» TASK STATEMENT:
Transcribe all of the material exactly.

» RECORDED INFORMATION:
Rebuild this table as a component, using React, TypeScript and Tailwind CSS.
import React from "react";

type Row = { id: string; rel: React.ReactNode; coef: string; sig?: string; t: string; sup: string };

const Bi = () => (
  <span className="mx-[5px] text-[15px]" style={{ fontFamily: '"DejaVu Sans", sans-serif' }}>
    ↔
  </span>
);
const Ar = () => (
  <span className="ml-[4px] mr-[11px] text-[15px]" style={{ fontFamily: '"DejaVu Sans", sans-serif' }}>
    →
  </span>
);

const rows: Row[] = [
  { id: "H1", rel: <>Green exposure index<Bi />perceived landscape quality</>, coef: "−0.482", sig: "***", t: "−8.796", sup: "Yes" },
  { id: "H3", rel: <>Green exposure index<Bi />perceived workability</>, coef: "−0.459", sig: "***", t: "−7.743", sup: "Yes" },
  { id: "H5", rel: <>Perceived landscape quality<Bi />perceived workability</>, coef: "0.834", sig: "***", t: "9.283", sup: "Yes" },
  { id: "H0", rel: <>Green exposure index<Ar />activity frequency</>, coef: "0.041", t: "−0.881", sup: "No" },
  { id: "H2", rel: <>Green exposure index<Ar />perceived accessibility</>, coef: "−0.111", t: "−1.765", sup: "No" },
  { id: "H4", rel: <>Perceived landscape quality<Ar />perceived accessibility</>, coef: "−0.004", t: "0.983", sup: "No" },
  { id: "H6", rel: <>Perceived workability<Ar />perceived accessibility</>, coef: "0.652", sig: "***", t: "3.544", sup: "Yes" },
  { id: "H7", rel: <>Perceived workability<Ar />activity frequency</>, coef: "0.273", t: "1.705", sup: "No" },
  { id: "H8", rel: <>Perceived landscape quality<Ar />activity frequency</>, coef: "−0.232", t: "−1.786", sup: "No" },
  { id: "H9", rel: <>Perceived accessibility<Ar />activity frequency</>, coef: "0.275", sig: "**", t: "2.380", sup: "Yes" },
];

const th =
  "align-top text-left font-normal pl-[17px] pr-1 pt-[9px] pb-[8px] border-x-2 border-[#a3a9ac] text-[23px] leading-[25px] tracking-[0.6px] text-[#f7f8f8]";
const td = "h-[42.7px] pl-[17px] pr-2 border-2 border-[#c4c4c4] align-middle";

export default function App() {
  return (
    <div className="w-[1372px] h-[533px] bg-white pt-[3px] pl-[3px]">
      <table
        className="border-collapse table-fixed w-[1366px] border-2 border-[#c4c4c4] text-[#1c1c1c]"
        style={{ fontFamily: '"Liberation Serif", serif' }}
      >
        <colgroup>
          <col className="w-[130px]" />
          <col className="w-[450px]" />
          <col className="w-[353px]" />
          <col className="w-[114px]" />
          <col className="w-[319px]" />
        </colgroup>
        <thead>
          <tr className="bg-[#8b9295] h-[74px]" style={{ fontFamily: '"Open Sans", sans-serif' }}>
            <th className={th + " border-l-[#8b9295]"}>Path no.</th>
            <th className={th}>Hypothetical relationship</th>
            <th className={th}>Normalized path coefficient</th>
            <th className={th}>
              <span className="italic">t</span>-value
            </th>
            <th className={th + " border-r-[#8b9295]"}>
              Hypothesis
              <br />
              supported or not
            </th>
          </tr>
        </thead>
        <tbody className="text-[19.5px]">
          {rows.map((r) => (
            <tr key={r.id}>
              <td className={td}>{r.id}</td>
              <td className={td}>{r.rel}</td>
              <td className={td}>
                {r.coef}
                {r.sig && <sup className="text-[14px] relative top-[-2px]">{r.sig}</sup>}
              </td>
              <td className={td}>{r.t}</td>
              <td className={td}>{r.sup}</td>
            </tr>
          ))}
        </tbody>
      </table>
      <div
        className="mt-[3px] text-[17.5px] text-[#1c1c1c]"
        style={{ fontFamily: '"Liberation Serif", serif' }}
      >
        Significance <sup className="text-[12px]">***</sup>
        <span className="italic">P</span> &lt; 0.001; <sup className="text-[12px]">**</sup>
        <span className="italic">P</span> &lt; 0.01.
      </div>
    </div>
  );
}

» TASK SOLUTION:
Rebuild this table as a component, using React, TypeScript and Tailwind CSS.
import React from "react";

type Row = { id: string; rel: React.ReactNode; coef: string; sig?: string; t: string; sup: string };

const Bi = () => (
  <span className="mx-[5px] text-[15px]" style={{ fontFamily: '"DejaVu Sans", sans-serif' }}>
    ↔
  </span>
);
const Ar = () => (
  <span className="ml-[4px] mr-[11px] text-[15px]" style={{ fontFamily: '"DejaVu Sans", sans-serif' }}>
    →
  </span>
);

const rows: Row[] = [
  { id: "H1", rel: <>Green exposure index<Bi />perceived landscape quality</>, coef: "−0.482", sig: "***", t: "−8.796", sup: "Yes" },
  { id: "H3", rel: <>Green exposure index<Bi />perceived workability</>, coef: "−0.459", sig: "***", t: "−7.743", sup: "Yes" },
  { id: "H5", rel: <>Perceived landscape quality<Bi />perceived workability</>, coef: "0.834", sig: "***", t: "9.283", sup: "Yes" },
  { id: "H0", rel: <>Green exposure index<Ar />activity frequency</>, coef: "0.041", t: "−0.881", sup: "No" },
  { id: "H2", rel: <>Green exposure index<Ar />perceived accessibility</>, coef: "−0.111", t: "−1.765", sup: "No" },
  { id: "H4", rel: <>Perceived landscape quality<Ar />perceived accessibility</>, coef: "−0.004", t: "0.983", sup: "No" },
  { id: "H6", rel: <>Perceived workability<Ar />perceived accessibility</>, coef: "0.652", sig: "***", t: "3.544", sup: "Yes" },
  { id: "H7", rel: <>Perceived workability<Ar />activity frequency</>, coef: "0.273", t: "1.705", sup: "No" },
  { id: "H8", rel: <>Perceived landscape quality<Ar />activity frequency</>, coef: "−0.232", t: "−1.786", sup: "No" },
  { id: "H9", rel: <>Perceived accessibility<Ar />activity frequency</>, coef: "0.275", sig: "**", t: "2.380", sup: "Yes" },
];

const th =
  "align-top text-left font-normal pl-[17px] pr-1 pt-[9px] pb-[8px] border-x-2 border-[#a3a9ac] text-[23px] leading-[25px] tracking-[0.6px] text-[#f7f8f8]";
const td = "h-[42.7px] pl-[17px] pr-2 border-2 border-[#c4c4c4] align-middle";

export default function App() {
  return (
    <div className="w-[1372px] h-[533px] bg-white pt-[3px] pl-[3px]">
      <table
        className="border-collapse table-fixed w-[1366px] border-2 border-[#c4c4c4] text-[#1c1c1c]"
        style={{ fontFamily: '"Liberation Serif", serif' }}
      >
        <colgroup>
          <col className="w-[130px]" />
          <col className="w-[450px]" />
          <col className="w-[353px]" />
          <col className="w-[114px]" />
          <col className="w-[319px]" />
        </colgroup>
        <thead>
          <tr className="bg-[#8b9295] h-[74px]" style={{ fontFamily: '"Open Sans", sans-serif' }}>
            <th className={th + " border-l-[#8b9295]"}>Path no.</th>
            <th className={th}>Hypothetical relationship</th>
            <th className={th}>Normalized path coefficient</th>
            <th className={th}>
              <span className="italic">t</span>-value
            </th>
            <th className={th + " border-r-[#8b9295]"}>
              Hypothesis
              <br />
              supported or not
            </th>
          </tr>
        </thead>
        <tbody className="text-[19.5px]">
          {rows.map((r) => (
            <tr key={r.id}>
              <td className={td}>{r.id}</td>
              <td className={td}>{r.rel}</td>
              <td className={td}>
                {r.coef}
                {r.sig && <sup className="text-[14px] relative top-[-2px]">{r.sig}</sup>}
              </td>
              <td className={td}>{r.t}</td>
              <td className={td}>{r.sup}</td>
            </tr>
          ))}
        </tbody>
      </table>
      <div
        className="mt-[3px] text-[17.5px] text-[#1c1c1c]"
        style={{ fontFamily: '"Liberation Serif", serif' }}
      >
        Significance <sup className="text-[12px]">***</sup>
        <span className="italic">P</span> &lt; 0.001; <sup className="text-[12px]">**</sup>
        <span className="italic">P</span> &lt; 0.01.
      </div>
    </div>
  );
}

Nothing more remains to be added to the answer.